__SOURCE EXCERPT__.
-*-

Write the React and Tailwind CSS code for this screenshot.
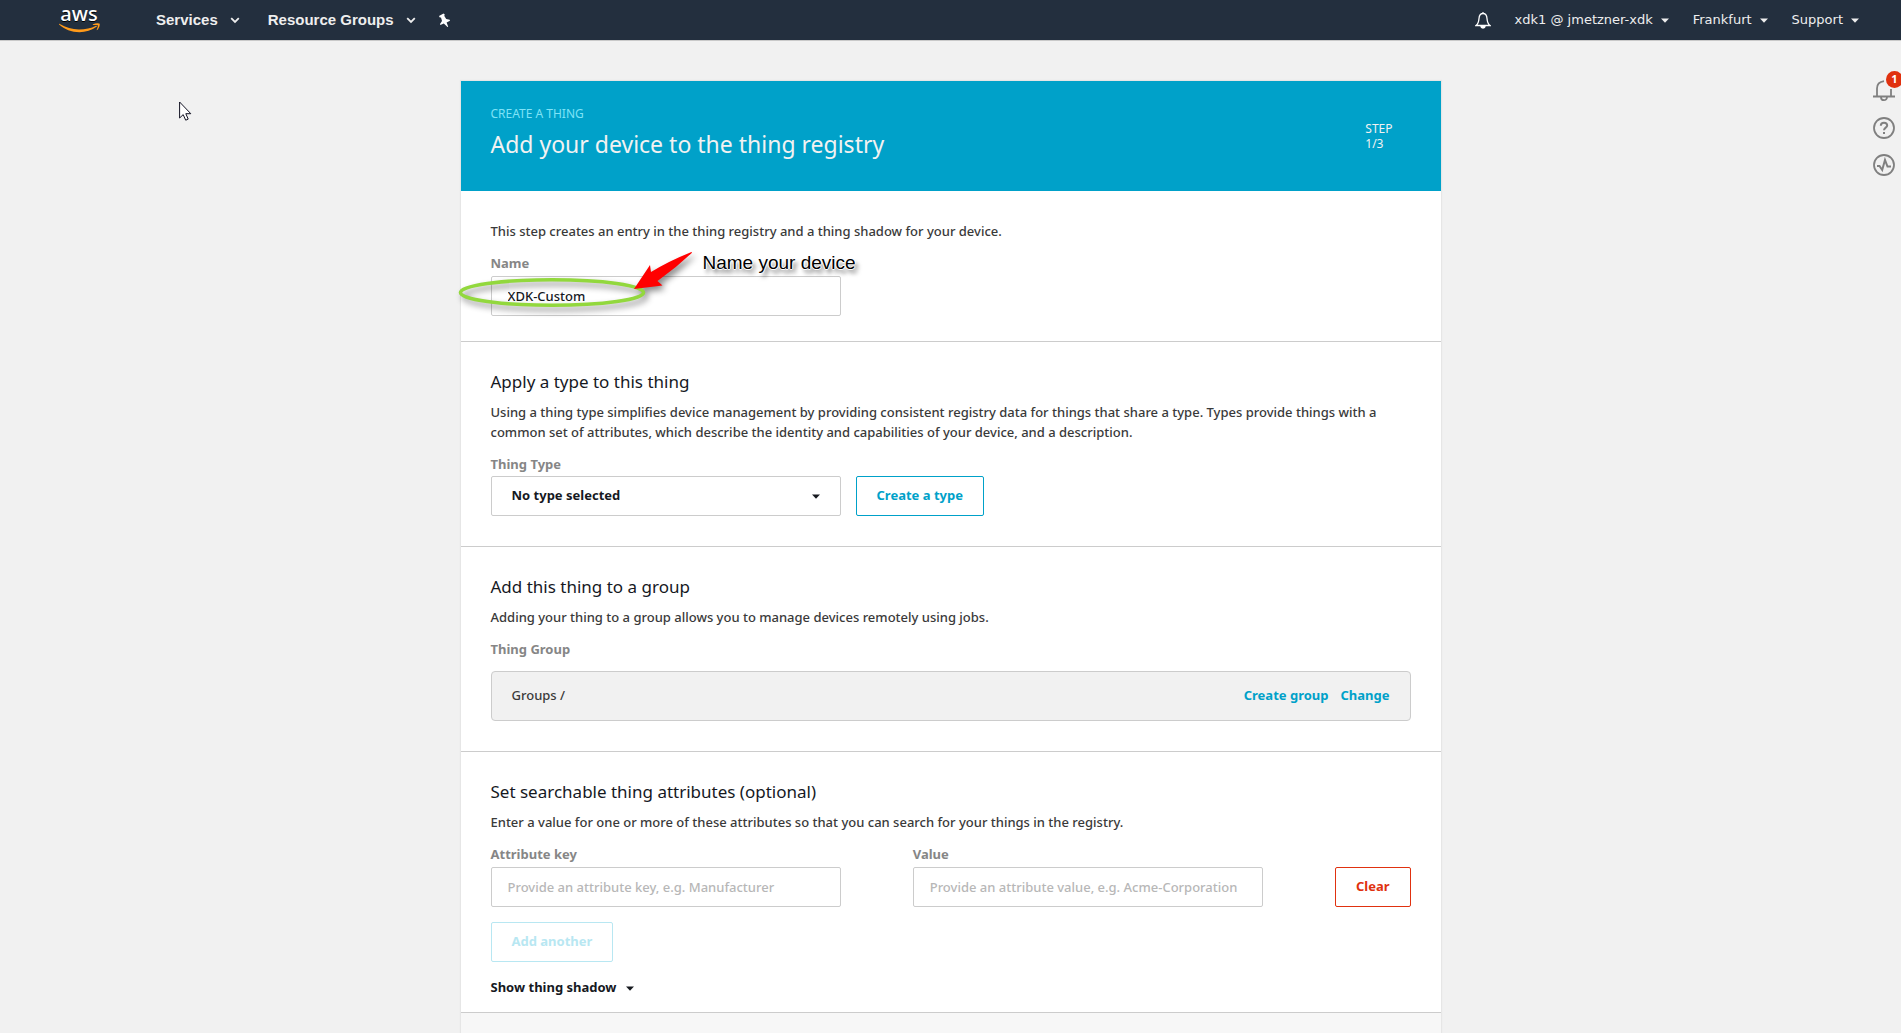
import React from "react";

const body = "text-[13px] font-medium leading-5 text-[#3a3a3a]";
const label = "block font-bold text-[13px] text-[#868686]";
const field =
  "block w-full h-10 rounded-xs border border-[#ccc] bg-white px-4 text-[13px] font-medium text-[#16191f] placeholder:text-[#b7b7b7] outline-none";
const button = "h-10 rounded-xs border px-5 text-[13px] font-bold whitespace-nowrap";

function Chevron() {
  return (
    <svg width="10" height="7" viewBox="0 0 10 7" fill="none" stroke="#eee" strokeWidth="1.800">
      <path d="M1.200 1.200 5 5 8.800 1.200" />
    </svg>
  );
}

function Caret({ className }) {
  return (
    <svg width="8" height="5" viewBox="0 0 8 5" fill="currentColor" className={className}>
      <path d="M0 .5h8L4 4.800z" />
    </svg>
  );
}

function Logo() {
  return (
    <a href="#home" aria-label="AWS home">
      <svg width="42" height="40" viewBox="0 -7 42 40" className="overflow-visible">
        <text x="20" y="14" textAnchor="middle" fontFamily="Noto Sans, sans-serif" fontSize="20" fontWeight="500" fill="#fff">
          aws
        </text>
        <path d="M.3 16.800C7 20.700 13 22.500 20 22.500c6.500 0 12-1.300 17-3.800.8-.3 1.300.6.600 1.100C33 23.400 26.500 25.200 20.500 25.200 12.500 25.200 5.500 22.300.1 17.500c-.4-.4-.2-.9.200-.7z" fill="#ff9a1a" />
        <path d="M34 17.200c2.500-1.200 6.200-1 6.600-.4.500.8-.2 4.300-2.300 6.200-.4.300-.7.100-.6-.3.600-1.300 1.500-3.900 1.100-4.400-.5-.6-3-.4-4.500-.3-.6 0-.7-.5-.3-.8z" fill="#ff9a1a" />
      </svg>
    </a>
  );
}

function TopBar() {
  return (
    <header className="flex h-[41px] items-center justify-between border-b border-[#c9c9c9] bg-[#232f3e] pr-[42px] pl-[59px] text-[#eee] [text-shadow:0_1px_0_#000]">
      <nav className="flex items-center font-['Liberation_Sans',sans-serif] text-[15px] font-bold">
        <Logo />
        <button className="ml-[55px] flex items-center gap-3">
          Services <Chevron />
        </button>
        <button className="ml-7 flex items-center gap-3">
          Resource Groups <Chevron />
        </button>
        <button className="ml-[22px]" aria-label="Pin shortcuts">
          <svg width="14" height="15" viewBox="0 0 14 15" fill="#fff">
            <path d="M5.500.5 1 3l.8 1.600 1.200-.2 1 3.600-2 3 .4 1 3.400-1.500L9.500 14l.7-.2-1.600-4.300 3.400-1.800-.3-1-3.500-.8-2-3.200.7-1z" />
          </svg>
        </button>
      </nav>
      <nav className="flex items-center font-['DejaVu_Sans',sans-serif] text-[13px]">
        <button aria-label="Notifications">
          <svg width="16" height="18" viewBox="0 0 16 18" fill="none" stroke="#fff" strokeWidth="1.300">
            <path d="M8 1v1M1 14.500c2-1.500 2.700-3 3-7C4.200 4 5.500 2.500 8 2.500S11.800 4 12 7.500c.3 4 1 5.500 3 7z" />
            <path d="M6 15.500a2 1.500 0 0 0 4 0z" fill="#fff" />
          </svg>
        </button>
        <button className="ml-6 flex items-center gap-2">
          xdk1 @ jmetzner-xdk <Caret />
        </button>
        <button className="ml-6 flex items-center gap-2">
          Frankfurt <Caret />
        </button>
        <button className="ml-6 flex items-center gap-2">
          Support <Caret />
        </button>
      </nav>
    </header>
  );
}

function SideTools() {
  return (
    <aside className="absolute top-[80px] right-[6px] flex flex-col gap-[15px] text-[#808080]">
      <button className="relative" aria-label="Alerts">
        <svg width="22" height="22" viewBox="0 0 22 22" fill="none" stroke="currentColor" strokeWidth="1.800">
          <path d="M0 16.500h22M4 16V8.500C4 4.500 6.500 1.800 11 1.200M18 16V9M8 17.200a3 3 0 0 0 6 0" />
        </svg>
        <span className="absolute -top-[9px] left-[13px] flex size-[17px] items-center justify-center rounded-full bg-[#e0310f] text-[11px] font-bold text-white">
          1
        </span>
      </button>
      <button aria-label="Help">
        <svg width="22" height="22" viewBox="0 0 22 22" fill="none" stroke="currentColor" strokeWidth="1.800">
          <circle cx="11" cy="11" r="10" />
          <path d="M7.800 8.800C7.800 6.800 9.100 5.700 11 5.700s3.200 1.100 3.200 2.800c0 2.200-3.200 2.200-3.200 4.800M11 15v2" strokeWidth="2" />
        </svg>
      </button>
      <button aria-label="Activity">
        <svg width="22" height="22" viewBox="0 0 22 22" fill="none" stroke="currentColor" strokeWidth="1.800">
          <circle cx="11" cy="11" r="10" />
          <path d="M4 12h2.500l2.700 4 2.800-10 2.500 6.500H18" strokeWidth="2" />
        </svg>
      </button>
    </aside>
  );
}

function NameAnnotation() {
  return (
    <div className="pointer-events-none absolute -top-[30px] -left-[37px] w-[420px]">
      <svg width="250" height="80" viewBox="0 0 250 80" className="[filter:drop-shadow(3px_4px_3px_rgba(0,0,0,0.45))]">
        <ellipse cx="98" cy="46.500" rx="91.500" ry="12.800" fill="none" stroke="#92d83d" strokeWidth="3.600" />
        <path d="M237.500 6Q215 15 197 26L196 19 180 43 208.500 39.500 203.500 35Q222 22 238 6.800z" fill="#f00" />
      </svg>
      <span className="absolute top-[5px] left-[249px] font-['Liberation_Sans',sans-serif] text-[19px] leading-6 whitespace-nowrap text-black [text-shadow:1px_0_#fff,-1px_0_#fff,0_1px_#fff,0_-1px_#fff,3px_4px_4px_rgba(0,0,0,0.6)]">
        Name your device
      </span>
    </div>
  );
}

function Section({ title, children }) {
  return (
    <section className="border-t border-[#ccc] px-[30px] pt-[30px]">
      <h2 className="mb-[10px] text-[17px] leading-5 text-[#16191f]">{title}</h2>
      {children}
    </section>
  );
}

export default function App() {
  return (
    <div className="relative min-h-screen overflow-x-hidden bg-[#f1f1f1] font-['Noto_Sans',sans-serif]">
      <TopBar />
      <SideTools />
      <svg width="13" height="20" viewBox="0 0 13 20" className="pointer-events-none absolute top-[101px] left-[179px]">
        <path d="M.6 1v16l3.600-3.400 2.500 5.600 2.500-1.100-2.400-5.400h5z" fill="#fff" stroke="#112" />
      </svg>

      <main className="mx-auto mt-10 flex min-h-[952px] w-full max-w-[980px] flex-col bg-white shadow-[0_0_1px_1px_#e6e6e6]">
        <div className="flex h-[110px] items-center justify-between bg-[#00a1c9] pr-12 pl-[30px]">
          <div className="pb-1">
            <p className="text-xs leading-5 text-[#7fe3f7]">CREATE A THING</p>
            <h1 className="text-[23px] leading-10 text-[#f2f2f2]">Add your device to the thing registry</h1>
          </div>
          <p className="text-xs leading-[15px] text-[#f2f2f2]">
            STEP
            <br />
            1/3
          </p>
        </div>

        <section className="px-[30px] pt-[30px] pb-[25px]">
          <p className={body}>This step creates an entry in the thing registry and a thing shadow for your device.</p>
          <label htmlFor="name" className={`${label} mt-[10px] leading-[25px]`}>
            Name
          </label>
          <div className="relative w-[350px]">
            <input id="name" className={field} defaultValue="XDK-Custom" />
            <NameAnnotation />
          </div>
        </section>

        <Section title="Apply a type to this thing">
          <p className={body}>
            Using a thing type simplifies device management by providing consistent registry data for things that share a type.
            Types provide things with a common set of attributes, which describe the identity and capabilities of your device,
            and a description.
          </p>
          <label htmlFor="type" className={`${label} mt-[10px] leading-6`}>
            Thing Type
          </label>
          <div className="flex gap-[15px] pb-[30px]">
            <div className="relative w-[350px]">
              <select
                id="type"
                className="h-10 w-full appearance-none rounded-xs border border-[#ccc] bg-white px-5 text-[13px] font-bold text-[#16191f]"
              >
                <option>No type selected</option>
              </select>
              <Caret className="pointer-events-none absolute top-[18px] right-[21px] text-[#16191f]" />
            </div>
            <button className={`${button} border-[#00a1c9] text-[#00a1c9]`}>Create a type</button>
          </div>
        </Section>

        <Section title="Add this thing to a group">
          <p className={body}>Adding your thing to a group allows you to manage devices remotely using jobs.</p>
          <p className={`${label} mt-[10px] leading-6`}>Thing Group</p>
          <div className="mt-[10px] mb-[30px] flex h-[50px] items-center rounded border border-[#ccc] bg-[#f1f1f1] px-5 text-[13px] text-[#3a3a3a]">
            <span className="mr-auto font-medium">Groups /</span>
            <a href="#create-group" className="font-bold text-[#00a1c9]">
              Create group
            </a>
            <a href="#change" className="ml-3 font-bold text-[#00a1c9]">
              Change
            </a>
          </div>
        </Section>

        <Section title="Set searchable thing attributes (optional)">
          <p className={body}>
            Enter a value for one or more of these attributes so that you can search for your things in the registry.
          </p>
          <div className="mt-[10px] flex items-end justify-between">
            <div className="w-[350px]">
              <label htmlFor="key" className={`${label} leading-[25px]`}>
                Attribute key
              </label>
              <input id="key" className={field} placeholder="Provide an attribute key, e.g. Manufacturer" />
            </div>
            <div className="w-[350px]">
              <label htmlFor="value" className={`${label} leading-[25px]`}>
                Value
              </label>
              <input id="value" className={field} placeholder="Provide an attribute value, e.g. Acme-Corporation" />
            </div>
            <button className={`${button} border-[#e0310f] text-[#e0310f]`}>Clear</button>
          </div>
          <button disabled className={`${button} mt-[15px] border-[#b8e7f2] text-[#b8e7f2]`}>
            Add another
          </button>
          <button className="mt-4 mb-[14px] flex h-5 items-center gap-[10px] text-[13px] font-bold text-[#16191f]">
            Show thing shadow <Caret />
          </button>
        </Section>
        <footer className="flex-1 border-t border-[#ccc] bg-[#f7f7f7]" />
      </main>
    </div>
  );
}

-*-

__TASK__.
Leave out the pictures. Transcribe only the lines above, from the first through the one that contains "import React from".

__RESPONSE TO THIS EXERCISE__.
Write the React and Tailwind CSS code for this screenshot.
import React from "react";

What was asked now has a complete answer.